#### WHAT NEEDS TO BE DONE:
Copy every line that contains the string "React" from the entries below.

#### PROVIDED DATA:
------------------------

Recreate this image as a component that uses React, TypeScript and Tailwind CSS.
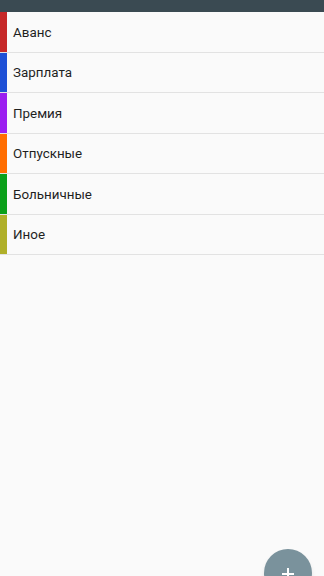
import React from "react";

const items = [
  { name: "Аванс", color: "bg-[#c62828]" },
  { name: "Зарплата", color: "bg-[#1e50d6]" },
  { name: "Премия", color: "bg-[#9b1ef0]" },
  { name: "Отпускные", color: "bg-[#ff6d00]" },
  { name: "Больничные", color: "bg-[#0aa01a]" },
  { name: "Иное", color: "bg-[#b0b02a]" },
];

export default function App() {
  return (
    <div className="relative w-[324px] h-[576px] overflow-hidden bg-[#fafafa] font-['Roboto',sans-serif]">
      <div className="h-[12px] bg-[#3a4a52]" />
      <div className="flex flex-col">
        {items.map((it) => (
          <div key={it.name} className="flex h-[40.5px] border-b-[1.5px] border-[#e2e2e2]">
            <div className={`w-[7px] ${it.color}`} />
            <div className="flex items-center pl-[6px] pt-[2px] text-[13.4px] text-[#1f1f1f]">{it.name}</div>
          </div>
        ))}
      </div>
      <div className="absolute left-[264px] top-[549px] w-[48px] h-[48px] rounded-full bg-[#7a929c] flex items-center justify-center shadow-md">
        <svg width="14" height="14" viewBox="0 0 14 14" className="mb-[-2px]">
          <path d="M7 1v12M1 7h12" stroke="white" strokeWidth="2" />
        </svg>
      </div>
    </div>
  );
}
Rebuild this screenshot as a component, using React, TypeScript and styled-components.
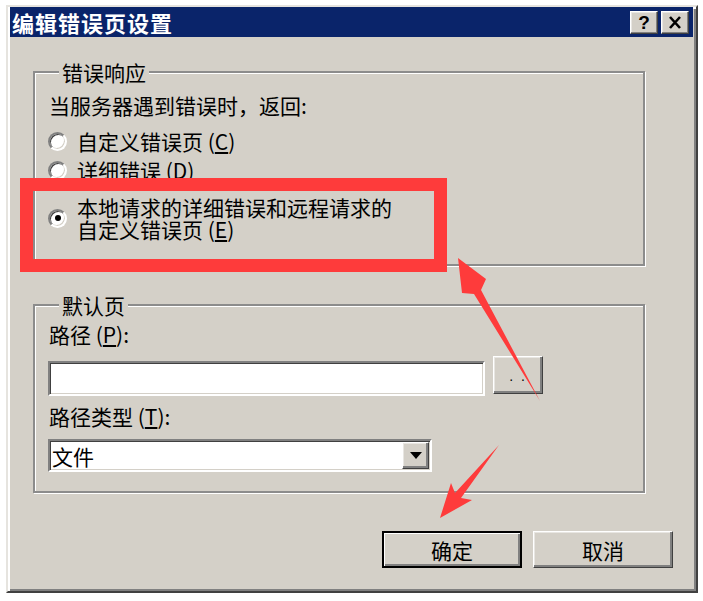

------------------------

#### TASK ANSWER:
Recreate this image as a component that uses React, TypeScript and Tailwind CSS.
import React from "react";
Rebuild this screenshot as a component, using React, TypeScript and styled-components.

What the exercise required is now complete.